— WRITTEN PROBLEM —
Answer with one number: how many lines hold the string "screenshot".

— MATERIAL SUPPLIED —
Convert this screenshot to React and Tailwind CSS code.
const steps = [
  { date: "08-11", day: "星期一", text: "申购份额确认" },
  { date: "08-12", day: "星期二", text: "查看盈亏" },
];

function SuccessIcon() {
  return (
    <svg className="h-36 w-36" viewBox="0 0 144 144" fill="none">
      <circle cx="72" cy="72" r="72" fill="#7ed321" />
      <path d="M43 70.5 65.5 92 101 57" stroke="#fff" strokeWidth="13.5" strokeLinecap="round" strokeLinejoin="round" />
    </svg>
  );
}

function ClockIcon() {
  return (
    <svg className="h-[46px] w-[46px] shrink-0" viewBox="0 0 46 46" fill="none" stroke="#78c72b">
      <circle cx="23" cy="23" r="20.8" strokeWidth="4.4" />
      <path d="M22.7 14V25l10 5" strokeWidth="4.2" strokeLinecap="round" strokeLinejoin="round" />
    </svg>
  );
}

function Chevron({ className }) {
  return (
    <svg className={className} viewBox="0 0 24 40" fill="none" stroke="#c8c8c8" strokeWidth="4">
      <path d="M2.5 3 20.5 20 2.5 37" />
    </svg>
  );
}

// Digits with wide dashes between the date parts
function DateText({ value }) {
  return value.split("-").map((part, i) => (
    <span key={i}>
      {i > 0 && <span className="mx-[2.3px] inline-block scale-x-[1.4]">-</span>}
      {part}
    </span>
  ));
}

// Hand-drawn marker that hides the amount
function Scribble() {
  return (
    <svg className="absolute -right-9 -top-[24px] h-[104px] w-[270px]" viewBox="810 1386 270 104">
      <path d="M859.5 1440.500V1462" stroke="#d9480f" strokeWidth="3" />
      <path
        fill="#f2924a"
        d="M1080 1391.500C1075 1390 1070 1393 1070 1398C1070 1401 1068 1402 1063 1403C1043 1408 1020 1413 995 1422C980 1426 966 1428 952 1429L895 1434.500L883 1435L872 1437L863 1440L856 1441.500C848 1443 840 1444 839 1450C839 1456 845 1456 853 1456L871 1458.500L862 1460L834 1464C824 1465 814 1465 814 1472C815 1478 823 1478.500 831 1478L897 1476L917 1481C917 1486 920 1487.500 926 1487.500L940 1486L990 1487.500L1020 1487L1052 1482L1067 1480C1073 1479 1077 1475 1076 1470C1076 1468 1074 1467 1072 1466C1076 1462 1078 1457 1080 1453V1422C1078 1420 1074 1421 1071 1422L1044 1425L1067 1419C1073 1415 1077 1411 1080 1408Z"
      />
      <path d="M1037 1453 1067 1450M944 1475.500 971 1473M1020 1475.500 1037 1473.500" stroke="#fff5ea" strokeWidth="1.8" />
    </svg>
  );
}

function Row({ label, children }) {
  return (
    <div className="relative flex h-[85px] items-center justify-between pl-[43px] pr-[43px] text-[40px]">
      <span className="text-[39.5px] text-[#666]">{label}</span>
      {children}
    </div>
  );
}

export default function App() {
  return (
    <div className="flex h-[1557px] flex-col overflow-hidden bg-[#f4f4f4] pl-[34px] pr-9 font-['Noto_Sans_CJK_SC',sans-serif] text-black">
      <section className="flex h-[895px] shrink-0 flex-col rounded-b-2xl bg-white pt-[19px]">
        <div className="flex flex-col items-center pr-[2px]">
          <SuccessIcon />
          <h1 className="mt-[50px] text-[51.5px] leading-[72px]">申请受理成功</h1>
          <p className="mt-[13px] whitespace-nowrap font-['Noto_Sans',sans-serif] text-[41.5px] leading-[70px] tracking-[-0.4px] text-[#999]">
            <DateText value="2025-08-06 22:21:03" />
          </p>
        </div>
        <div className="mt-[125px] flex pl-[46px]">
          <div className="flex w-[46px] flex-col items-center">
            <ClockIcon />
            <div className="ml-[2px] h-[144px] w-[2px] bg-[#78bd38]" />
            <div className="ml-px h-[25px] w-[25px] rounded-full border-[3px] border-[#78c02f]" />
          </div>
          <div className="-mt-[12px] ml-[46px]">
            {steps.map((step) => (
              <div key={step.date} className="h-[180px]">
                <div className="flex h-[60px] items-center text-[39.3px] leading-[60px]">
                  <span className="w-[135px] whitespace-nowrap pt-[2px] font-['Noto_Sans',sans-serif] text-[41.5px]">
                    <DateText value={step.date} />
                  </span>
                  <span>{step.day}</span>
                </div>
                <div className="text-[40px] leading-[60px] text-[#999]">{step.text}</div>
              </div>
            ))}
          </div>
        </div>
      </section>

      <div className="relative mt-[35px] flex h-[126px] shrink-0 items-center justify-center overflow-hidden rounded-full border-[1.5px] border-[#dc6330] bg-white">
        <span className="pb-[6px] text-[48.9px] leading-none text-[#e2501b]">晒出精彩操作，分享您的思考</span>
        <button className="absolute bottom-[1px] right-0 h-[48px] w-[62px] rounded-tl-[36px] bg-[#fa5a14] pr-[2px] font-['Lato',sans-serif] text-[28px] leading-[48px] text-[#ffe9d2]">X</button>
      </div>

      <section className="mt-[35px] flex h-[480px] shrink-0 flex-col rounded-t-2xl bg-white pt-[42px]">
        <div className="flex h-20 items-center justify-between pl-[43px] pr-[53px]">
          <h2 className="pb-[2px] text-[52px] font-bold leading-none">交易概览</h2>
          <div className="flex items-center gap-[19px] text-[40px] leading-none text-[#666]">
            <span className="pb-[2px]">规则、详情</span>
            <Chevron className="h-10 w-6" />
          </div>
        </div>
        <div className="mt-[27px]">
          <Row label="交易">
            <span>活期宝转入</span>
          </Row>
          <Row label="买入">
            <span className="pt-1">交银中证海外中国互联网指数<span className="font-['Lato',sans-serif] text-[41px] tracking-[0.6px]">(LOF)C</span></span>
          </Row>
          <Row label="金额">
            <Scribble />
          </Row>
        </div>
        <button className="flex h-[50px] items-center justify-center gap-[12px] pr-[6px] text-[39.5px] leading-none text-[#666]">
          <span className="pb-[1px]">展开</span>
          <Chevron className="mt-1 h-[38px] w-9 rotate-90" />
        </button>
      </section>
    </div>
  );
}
---
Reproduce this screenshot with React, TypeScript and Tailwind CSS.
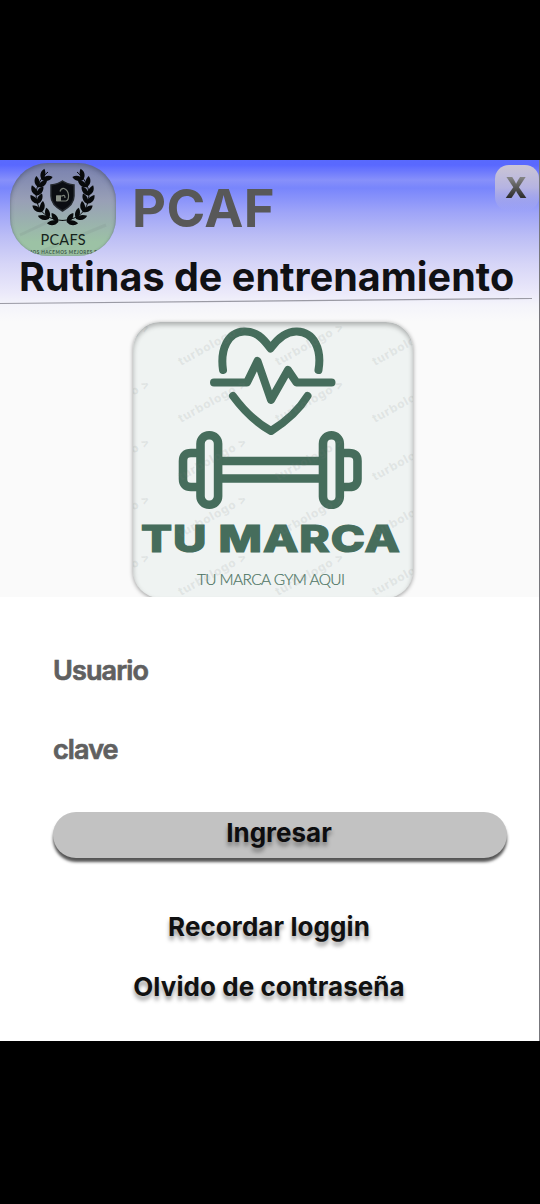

— THE ANSWER —
2